> [SHORT TASK]: Where a line contains the word "React", copy that line.

> [INFORMATION SHOWN]:
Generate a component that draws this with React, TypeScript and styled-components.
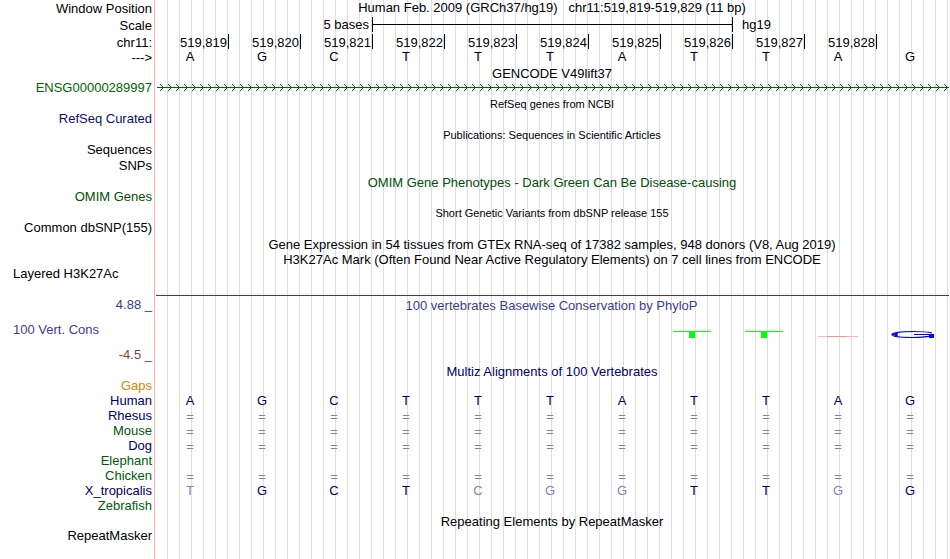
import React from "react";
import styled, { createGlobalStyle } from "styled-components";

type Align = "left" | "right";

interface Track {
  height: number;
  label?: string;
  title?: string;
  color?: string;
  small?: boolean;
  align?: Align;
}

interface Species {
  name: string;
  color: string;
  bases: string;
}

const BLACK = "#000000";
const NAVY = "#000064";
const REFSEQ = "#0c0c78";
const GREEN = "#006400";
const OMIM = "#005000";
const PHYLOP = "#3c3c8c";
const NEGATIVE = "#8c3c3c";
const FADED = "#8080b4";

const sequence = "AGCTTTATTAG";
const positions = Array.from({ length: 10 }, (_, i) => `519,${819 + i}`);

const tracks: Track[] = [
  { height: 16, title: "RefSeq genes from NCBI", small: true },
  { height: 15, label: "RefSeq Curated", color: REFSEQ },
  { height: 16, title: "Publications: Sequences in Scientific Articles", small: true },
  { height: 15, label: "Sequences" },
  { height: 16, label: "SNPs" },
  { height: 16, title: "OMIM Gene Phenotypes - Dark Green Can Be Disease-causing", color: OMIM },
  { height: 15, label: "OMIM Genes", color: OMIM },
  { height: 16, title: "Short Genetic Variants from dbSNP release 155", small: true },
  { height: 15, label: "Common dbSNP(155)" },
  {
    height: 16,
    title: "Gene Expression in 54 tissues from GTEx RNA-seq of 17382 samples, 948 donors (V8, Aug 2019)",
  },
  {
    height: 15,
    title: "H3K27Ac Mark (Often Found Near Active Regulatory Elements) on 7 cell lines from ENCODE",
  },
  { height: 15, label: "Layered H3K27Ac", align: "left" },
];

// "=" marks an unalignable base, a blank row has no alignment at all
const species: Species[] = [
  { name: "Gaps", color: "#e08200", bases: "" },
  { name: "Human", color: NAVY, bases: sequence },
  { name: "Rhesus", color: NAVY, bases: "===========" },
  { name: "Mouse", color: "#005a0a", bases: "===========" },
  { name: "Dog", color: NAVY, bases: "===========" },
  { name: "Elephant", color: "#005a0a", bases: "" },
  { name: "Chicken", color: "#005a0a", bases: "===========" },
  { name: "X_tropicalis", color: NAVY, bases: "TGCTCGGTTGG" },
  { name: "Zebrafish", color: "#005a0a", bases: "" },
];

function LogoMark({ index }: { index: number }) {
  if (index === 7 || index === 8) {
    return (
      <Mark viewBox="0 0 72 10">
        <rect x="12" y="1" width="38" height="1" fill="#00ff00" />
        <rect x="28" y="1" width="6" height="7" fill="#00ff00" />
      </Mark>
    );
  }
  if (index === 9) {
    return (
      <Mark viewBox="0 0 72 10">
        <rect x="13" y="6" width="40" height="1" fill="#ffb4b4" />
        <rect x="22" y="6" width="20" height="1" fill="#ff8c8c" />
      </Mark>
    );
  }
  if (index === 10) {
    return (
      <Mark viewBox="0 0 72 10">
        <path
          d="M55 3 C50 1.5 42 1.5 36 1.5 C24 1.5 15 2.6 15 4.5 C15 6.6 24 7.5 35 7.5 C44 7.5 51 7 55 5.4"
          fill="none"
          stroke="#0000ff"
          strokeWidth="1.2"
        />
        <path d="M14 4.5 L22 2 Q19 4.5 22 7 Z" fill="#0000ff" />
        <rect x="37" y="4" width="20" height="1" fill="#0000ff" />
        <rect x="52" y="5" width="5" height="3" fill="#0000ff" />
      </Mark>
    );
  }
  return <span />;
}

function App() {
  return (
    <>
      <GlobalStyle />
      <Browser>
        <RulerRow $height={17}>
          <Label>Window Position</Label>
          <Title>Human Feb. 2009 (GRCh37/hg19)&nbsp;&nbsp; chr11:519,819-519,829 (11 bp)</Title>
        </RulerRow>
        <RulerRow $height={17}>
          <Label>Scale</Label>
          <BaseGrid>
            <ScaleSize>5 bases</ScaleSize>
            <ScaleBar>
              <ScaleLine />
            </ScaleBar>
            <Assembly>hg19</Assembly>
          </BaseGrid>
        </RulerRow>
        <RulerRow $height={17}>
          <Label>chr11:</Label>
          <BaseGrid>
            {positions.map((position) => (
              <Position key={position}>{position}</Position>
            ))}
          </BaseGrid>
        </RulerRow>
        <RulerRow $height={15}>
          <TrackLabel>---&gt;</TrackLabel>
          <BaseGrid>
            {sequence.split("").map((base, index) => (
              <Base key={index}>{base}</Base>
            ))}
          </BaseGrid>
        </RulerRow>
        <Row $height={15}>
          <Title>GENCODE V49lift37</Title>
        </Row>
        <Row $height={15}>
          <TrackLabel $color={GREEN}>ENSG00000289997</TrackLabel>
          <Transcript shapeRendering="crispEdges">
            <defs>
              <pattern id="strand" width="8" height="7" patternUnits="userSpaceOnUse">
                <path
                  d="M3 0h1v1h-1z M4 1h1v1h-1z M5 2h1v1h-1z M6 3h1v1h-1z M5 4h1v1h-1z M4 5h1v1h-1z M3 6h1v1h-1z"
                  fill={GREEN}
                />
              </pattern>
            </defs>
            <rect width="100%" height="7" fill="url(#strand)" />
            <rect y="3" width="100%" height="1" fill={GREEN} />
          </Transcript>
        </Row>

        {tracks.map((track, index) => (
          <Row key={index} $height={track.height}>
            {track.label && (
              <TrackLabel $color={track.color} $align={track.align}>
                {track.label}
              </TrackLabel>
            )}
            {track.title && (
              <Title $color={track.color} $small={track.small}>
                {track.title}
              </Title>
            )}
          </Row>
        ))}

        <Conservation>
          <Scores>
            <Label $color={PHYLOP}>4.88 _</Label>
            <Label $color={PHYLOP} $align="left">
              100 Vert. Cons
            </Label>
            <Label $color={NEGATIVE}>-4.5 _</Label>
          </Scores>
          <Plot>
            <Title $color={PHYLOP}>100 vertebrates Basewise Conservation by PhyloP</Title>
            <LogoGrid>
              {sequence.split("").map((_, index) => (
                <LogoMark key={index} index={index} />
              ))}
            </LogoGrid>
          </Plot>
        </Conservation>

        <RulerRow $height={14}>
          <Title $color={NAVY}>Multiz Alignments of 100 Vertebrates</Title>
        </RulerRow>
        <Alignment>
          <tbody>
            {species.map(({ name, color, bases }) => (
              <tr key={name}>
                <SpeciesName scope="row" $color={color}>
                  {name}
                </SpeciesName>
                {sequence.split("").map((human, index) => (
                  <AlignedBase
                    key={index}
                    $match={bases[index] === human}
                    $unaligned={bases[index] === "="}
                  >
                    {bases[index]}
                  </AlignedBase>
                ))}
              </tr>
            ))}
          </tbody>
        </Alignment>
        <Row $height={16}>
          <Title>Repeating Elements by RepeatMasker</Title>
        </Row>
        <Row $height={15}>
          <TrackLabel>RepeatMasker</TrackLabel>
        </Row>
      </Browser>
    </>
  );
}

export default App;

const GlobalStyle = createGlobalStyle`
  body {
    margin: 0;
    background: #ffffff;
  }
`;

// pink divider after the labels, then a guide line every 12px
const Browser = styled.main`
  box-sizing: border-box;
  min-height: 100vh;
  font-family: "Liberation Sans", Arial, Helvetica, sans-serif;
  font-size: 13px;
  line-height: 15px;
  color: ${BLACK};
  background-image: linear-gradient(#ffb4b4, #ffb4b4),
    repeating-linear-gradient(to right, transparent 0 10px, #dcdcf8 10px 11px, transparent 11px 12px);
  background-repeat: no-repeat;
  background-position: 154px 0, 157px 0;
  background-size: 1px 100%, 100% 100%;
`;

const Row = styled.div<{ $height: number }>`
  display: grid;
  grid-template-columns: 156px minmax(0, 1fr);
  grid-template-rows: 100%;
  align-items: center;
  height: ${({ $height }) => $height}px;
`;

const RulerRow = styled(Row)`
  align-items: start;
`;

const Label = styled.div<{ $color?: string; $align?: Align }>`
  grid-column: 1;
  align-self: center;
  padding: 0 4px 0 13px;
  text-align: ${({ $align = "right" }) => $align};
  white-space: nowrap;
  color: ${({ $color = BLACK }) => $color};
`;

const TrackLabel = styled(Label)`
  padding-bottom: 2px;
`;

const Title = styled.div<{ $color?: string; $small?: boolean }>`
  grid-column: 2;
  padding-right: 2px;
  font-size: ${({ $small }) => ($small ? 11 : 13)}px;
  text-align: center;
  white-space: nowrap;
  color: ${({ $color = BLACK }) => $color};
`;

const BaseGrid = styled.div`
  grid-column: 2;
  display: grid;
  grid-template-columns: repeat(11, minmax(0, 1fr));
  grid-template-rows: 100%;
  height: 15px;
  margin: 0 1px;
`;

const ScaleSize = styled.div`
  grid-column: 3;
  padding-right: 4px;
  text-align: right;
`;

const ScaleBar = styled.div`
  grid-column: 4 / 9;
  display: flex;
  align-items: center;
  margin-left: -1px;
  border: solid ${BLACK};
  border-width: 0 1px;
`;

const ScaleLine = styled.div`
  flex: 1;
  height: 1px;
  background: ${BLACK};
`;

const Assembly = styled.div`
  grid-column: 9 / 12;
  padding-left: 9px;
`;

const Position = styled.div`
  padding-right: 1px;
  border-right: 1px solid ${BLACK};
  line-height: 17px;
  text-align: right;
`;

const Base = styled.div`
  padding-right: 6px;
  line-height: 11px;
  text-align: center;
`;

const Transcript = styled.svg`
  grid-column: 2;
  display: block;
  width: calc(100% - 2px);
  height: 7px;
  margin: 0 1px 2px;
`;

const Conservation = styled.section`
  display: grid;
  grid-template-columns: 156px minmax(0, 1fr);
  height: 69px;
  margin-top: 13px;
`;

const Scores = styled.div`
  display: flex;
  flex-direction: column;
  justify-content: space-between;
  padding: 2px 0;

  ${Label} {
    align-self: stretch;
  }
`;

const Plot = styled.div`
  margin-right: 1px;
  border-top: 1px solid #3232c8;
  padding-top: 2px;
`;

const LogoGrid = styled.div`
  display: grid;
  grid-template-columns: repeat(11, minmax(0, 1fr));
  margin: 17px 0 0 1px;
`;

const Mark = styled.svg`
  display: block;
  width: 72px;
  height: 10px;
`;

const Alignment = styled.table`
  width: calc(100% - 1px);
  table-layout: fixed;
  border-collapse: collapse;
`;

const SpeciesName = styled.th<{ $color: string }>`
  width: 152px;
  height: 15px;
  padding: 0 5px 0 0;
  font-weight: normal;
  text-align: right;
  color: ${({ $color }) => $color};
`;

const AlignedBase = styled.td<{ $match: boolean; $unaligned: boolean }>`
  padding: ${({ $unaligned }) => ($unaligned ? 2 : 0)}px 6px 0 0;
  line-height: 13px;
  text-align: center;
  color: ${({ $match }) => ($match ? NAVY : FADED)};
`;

> [THE SOLUTION]:
Generate a component that draws this with React, TypeScript and styled-components.
import React from "react";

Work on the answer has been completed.